When you go on interviews to jobs, do they tell you the job salary? I want to know because if I interview for a job and its pay is terrible, I don’t want to waste my time with that interview. In addition, if I interview for two jobs and get both the jobs. Will they tell me the salary, so I can choose between the two jobs?
Not at an interview. There are many rounds of interviews. But technically HR will contact you and make the offer.
Sometimes yes, sometimes no. But you’ll always know what your pay is by the time the offer letter rolls around.
By the way, I know you’re not full time, so you should always go through with interviews anyway. That experience is valuable, and really the only thing that matters for computer science internships.
Internships are not about making money. You’re in for a rude awakening if you think they are.
I would definitely go through your interviews anyway as @CourtneyThurston mentioned as they are great practice and also keeps your options open. You should have a good sense of the salary range anyway beforehand based on industry standards for the position and level. It’s a much tighter range and standardized for most junior positions, it’s at managerial levels where there can be larger discrepancies.
I’m not sure I would go to an interview if I didn’t have some idea of the salary range being offered.
If you were a college freshman (as OP is) and had half a brain, you would. Interviews are bar none the most critical piece to getting hired in cs. Very little else matters, including GPA. And trust me, you are not going to be good at cs technical interviews unless you do cs technical interviews.
Don’t expect to be told your wage range on the first interview. To be honest, an interview is only a “waste of time” if a) the company is being deceitful or b) you feel a sense of entitlement that prevents you from learning anything from the interview.
Your best bet is to go through the interview process. At some point, salary expectations will be discussed unless there is no room for negotiation, which might mean you find out when an offer is made. If you are desperately curious, you could check Glassdoor, but that’s only intermittently representative.
For a professional job, salary is typically not discussed at the interview. The employer might interview different candidates over several days, then a committee might compare the candidates behind closed doors. The top candidate is selected, then the candidate is contacted and presented a job offer with compensation details.
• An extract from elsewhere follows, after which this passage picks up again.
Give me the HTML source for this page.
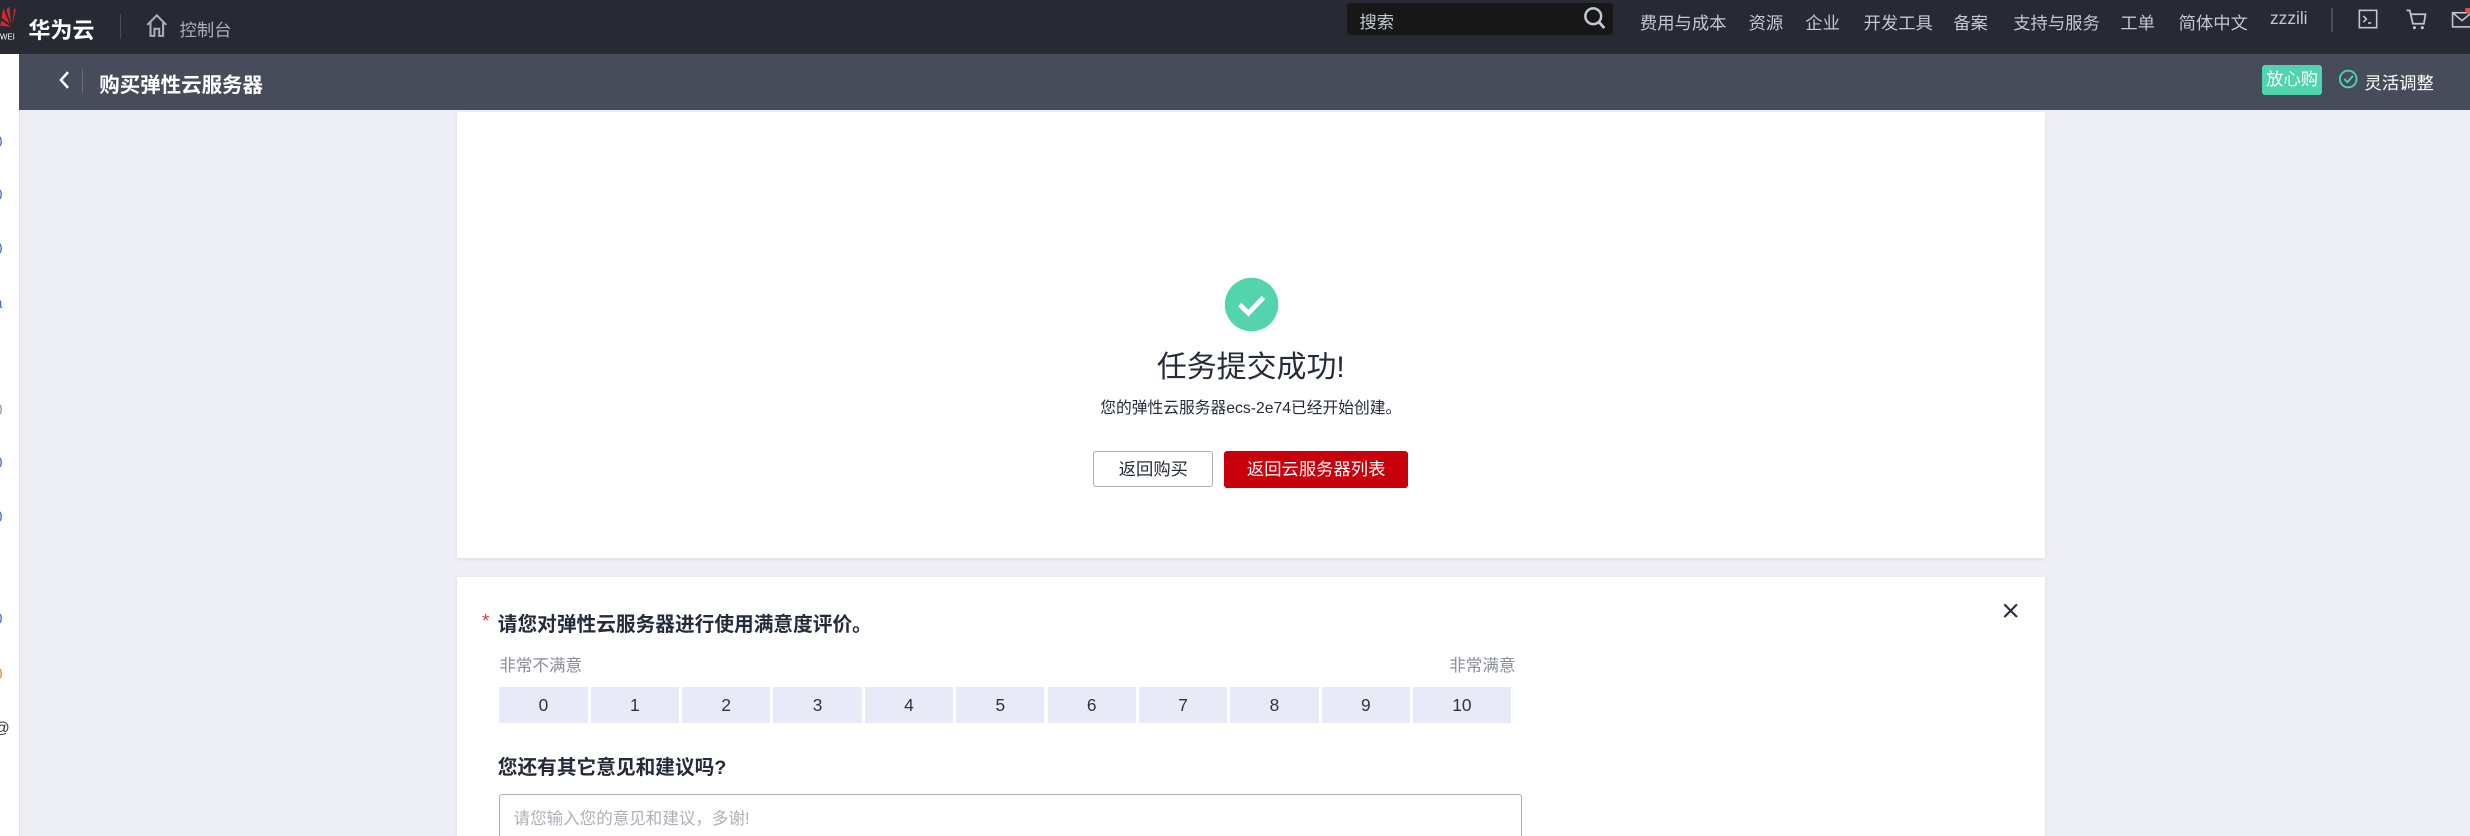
<!DOCTYPE html>
<html><head><meta charset="utf-8"><style>
html{margin:0;padding:0;width:2470px;height:836px;overflow:hidden}
body{margin:0;padding:0;width:1568px;height:531px;overflow:hidden;zoom:1.5753;background:#eeeff5;position:relative;font-family:"Liberation Sans","Noto Sans CJK SC",sans-serif}
.a{position:absolute;white-space:nowrap}
.hdr{left:0;top:0;width:1568px;height:34px;background:#272a33}
.sub{left:12px;top:34px;width:1556px;height:36px;background:#474c5a}
.side{left:0;top:34px;width:12px;height:497px;background:#fff;border-right:1px solid #dfe1e6}
.nav{top:10px;font-size:11px;color:#c3c7d0}
.card{background:#fff;left:290px;width:1008px;box-shadow:0 1px 3px rgba(0,0,0,.08)}
.box{top:436px;width:56px;height:23px;background:#e8ebf7;font-size:11px;color:#333;text-align:center;line-height:23px}
.m{position:absolute;left:-4px;font-size:10px;color:#4a6fd6}
</style></head><body>
<div class="a hdr"></div>
<svg class="a" style="left:0;top:3px" width="12" height="24" viewBox="0 0 12 24"><path d="M2 2 L6 12 L1 8Z M6 1 L7 12 L4 3Z M10 3 L8 12 L9 2Z M1 10 L7 14 L0 13Z" fill="#e0262c"/><text x="0" y="22" font-size="5" fill="#fff">WEI</text></svg>
<div class="a" style="left:18px;top:8px;font-size:14px;color:#fff;font-weight:bold">华为云</div>
<div class="a" style="left:76px;top:9px;width:1px;height:16px;background:#4a4e58"></div>
<svg class="a" style="left:92px;top:8px" width="15" height="16" viewBox="0 0 15 16"><path d="M1.5 7.5 L7.5 1.5 L13.5 7.5 M3.5 6 V14.5 H6 V10 H9 V14.5 H11.5 V6" fill="none" stroke="#aab0bb" stroke-width="1.3"/></svg>
<div class="a" style="left:114px;top:10px;font-size:11px;color:#aab0bb">控制台</div>
<div class="a" style="left:855px;top:2px;width:169px;height:20px;background:#171717;border-radius:2px"></div>
<div class="a" style="left:863px;top:5px;font-size:11px;color:#c3c7d0">搜索</div>
<svg class="a" style="left:1005px;top:4px" width="15" height="16" viewBox="0 0 15 16"><circle cx="6.5" cy="6.5" r="5" fill="none" stroke="#c3c7d0" stroke-width="1.6"/><path d="M10 10 L13.5 14" stroke="#c3c7d0" stroke-width="1.8"/></svg>
<div class="a nav" style="left:1041px;top:6px">费用与成本</div>
<div class="a nav" style="left:1110px;top:6px">资源</div>
<div class="a nav" style="left:1146px;top:6px">企业</div>
<div class="a nav" style="left:1183px;top:6px">开发工具</div>
<div class="a nav" style="left:1240px;top:6px">备案</div>
<div class="a nav" style="left:1278px;top:6px">支持与服务</div>
<div class="a nav" style="left:1346px;top:6px">工单</div>
<div class="a nav" style="left:1383px;top:6px">简体中文</div>
<div class="a nav" style="left:1441px;top:5px">zzzili</div>
<div class="a" style="left:1480px;top:5px;width:1px;height:15px;background:#4a4e58"></div>
<svg class="a" style="left:1496px;top:5px" width="14" height="14" viewBox="0 0 14 14"><rect x="1.5" y="1.5" width="11" height="11" fill="none" stroke="#c3c7d0"/><path d="M4 5 L6 7 L4 9 M7 9.5 H9" stroke="#c3c7d0" fill="none"/></svg>
<svg class="a" style="left:1527px;top:5px" width="14" height="14" viewBox="0 0 14 14"><path d="M1 1.5 H3 L5 10 H12 L13 4 H4" fill="none" stroke="#c3c7d0" stroke-width="1.1"/><circle cx="6" cy="12.5" r="1" fill="#c3c7d0"/><circle cx="11" cy="12.5" r="1" fill="#c3c7d0"/></svg>
<svg class="a" style="left:1556px;top:5px" width="12" height="14" viewBox="0 0 12 14"><rect x="1" y="3" width="12" height="9" fill="none" stroke="#c3c7d0"/><path d="M1 3 L7 8 L13 3" fill="none" stroke="#c3c7d0"/><circle cx="12" cy="1" r="3" fill="#e24c4c"/></svg>
<div class="a side"></div>
<div class="m" style="top:85px">0</div><div class="m" style="top:119px">0</div><div class="m" style="top:153px">0</div><div class="m" style="top:187px">a</div>
<div class="m" style="top:255px;color:#999">0</div><div class="m" style="top:289px">0</div><div class="m" style="top:323px">0</div><div class="m" style="top:388px">0</div><div class="m" style="top:423px;color:#d89040">0</div><div class="m" style="top:457px;color:#333">@</div>
<div class="a sub"></div>
<svg class="a" style="left:36px;top:44px" width="10" height="14" viewBox="0 0 10 14"><path d="M7 2 L2.5 7 L7 12" fill="none" stroke="#fff" stroke-width="1.6"/></svg>
<div class="a" style="left:52px;top:44px;width:1px;height:15px;background:#6a7080"></div>
<div class="a" style="left:63px;top:43px;font-size:13px;color:#fff;font-weight:bold">购买弹性云服务器</div>
<div class="a" style="left:1436px;top:41px;width:38px;height:19px;background:#4fd4ad;border-radius:2px;color:#fff;font-size:11px;line-height:19px;text-align:center">放心购</div>
<svg class="a" style="left:1484px;top:43px" width="13" height="14" viewBox="0 0 13 14"><circle cx="6.5" cy="7" r="5.3" fill="none" stroke="#4fd4ad" stroke-width="1.2"/><path d="M4 7 L6 9 L9.5 5" fill="none" stroke="#4fd4ad" stroke-width="1.2"/></svg>
<div class="a" style="left:1501px;top:44px;font-size:11px;color:#fff">灵活调整</div>
<div class="a card" style="top:71px;height:283px"></div>
<svg class="a" style="left:777px;top:176px" width="35" height="35" viewBox="0 0 35 35"><circle cx="17.5" cy="17.5" r="17" fill="#53d4ad"/><path d="M10 17.5 L15.5 23 L25 13" fill="none" stroke="#fff" stroke-width="3"/></svg>
<div class="a" style="left:0;width:1588px;text-align:center;top:217px;font-size:19px;color:#252b3a">任务提交成功!</div>
<div class="a" style="left:0;width:1588px;text-align:center;top:251px;font-size:10px;color:#252b3a">您的弹性云服务器ecs-2e74已经开始创建。</div>
<div class="a" style="left:694px;top:286px;width:75px;height:22px;border:1px solid #adb0b8;border-radius:2px;font-size:11px;color:#252b3a;text-align:center;line-height:22px">返回购买</div>
<div class="a" style="left:777px;top:286px;width:117px;height:24px;background:#c7000b;border-radius:2px;font-size:11px;color:#fff;text-align:center;line-height:24px">返回云服务器列表</div>
<div class="a card" style="top:366px;height:170px"></div>
<div class="a" style="left:306px;top:388px;font-size:12px;color:#e03838">*</div>
<div class="a" style="left:316px;top:386px;font-size:12.5px;color:#252b3a;font-weight:bold">请您对弹性云服务器进行使用满意度评价。</div>
<svg class="a" style="left:1271px;top:382px" width="11" height="11" viewBox="0 0 11 11"><path d="M1.5 1.5 L9.5 9.5 M9.5 1.5 L1.5 9.5" stroke="#252b3a" stroke-width="1.3"/></svg>
<div class="a" style="left:317px;top:414px;font-size:10.5px;color:#8a8e99">非常不满意</div>
<div class="a" style="left:920px;top:414px;font-size:10.5px;color:#8a8e99">非常满意</div>
<div class="a box" style="left:317px">0</div><div class="a box" style="left:375px">1</div><div class="a box" style="left:433px">2</div><div class="a box" style="left:491px">3</div><div class="a box" style="left:549px">4</div><div class="a box" style="left:607px">5</div><div class="a box" style="left:665px">6</div><div class="a box" style="left:723px">7</div><div class="a box" style="left:781px">8</div><div class="a box" style="left:839px">9</div><div class="a box" style="left:897px;width:62px">10</div>
<div class="a" style="left:316px;top:477px;font-size:12.5px;color:#252b3a;font-weight:bold">您还有其它意见和建议吗?</div>
<div class="a" style="left:317px;top:504px;width:648px;height:40px;border:1px solid #adb0b8;border-radius:2px"></div>
<div class="a" style="left:326px;top:511px;font-size:10.5px;color:#adb0b8">请您输入您的意见和建议，多谢!</div>
</body></html>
Nobody discussed money ever. Always say salary is open for negotiation. You might turn off people early. Technical interviews are important in CS.
Be careful with that, DrGoogle… a nice rule of thumb is that if you are asked, you say you are open for negotiation, and if they press, you should give a reasonable range. The idea that you should never give a range or name a number is misguided and may cost you an opportunity to move forward in the process (think… there are three people: 1 gives a range of 50-60k, one gives a range of 55-65k, and you give no range. If the company was looking in the range of 45-55k, there are two candidates who are in that range, and if you are all comparable after the first interview, who do you think will be the odd one out?).
Feel free to be a little coy, but don’t take it too far.
Chris, your example is a good reason for not discussing salary. You could be the guy on the high range and therefore you might be eliminated early. You want to do the elimination, not the other way around. You could also ask them what is the range of salary the position is offering and not given your position on salary. If the range is acceptable to move forward then it’s ok to continue. For example if I’m looking for a $50/hour job and somebody is willing to pay $10. I wouldn’t even bother to move forward.
My post original said not to discuss salary as in specific amount, that doesn’t mean you can’t ask for salary range. That’s not discussing money. I still stand by my comment salary is negotiable, meant the final details.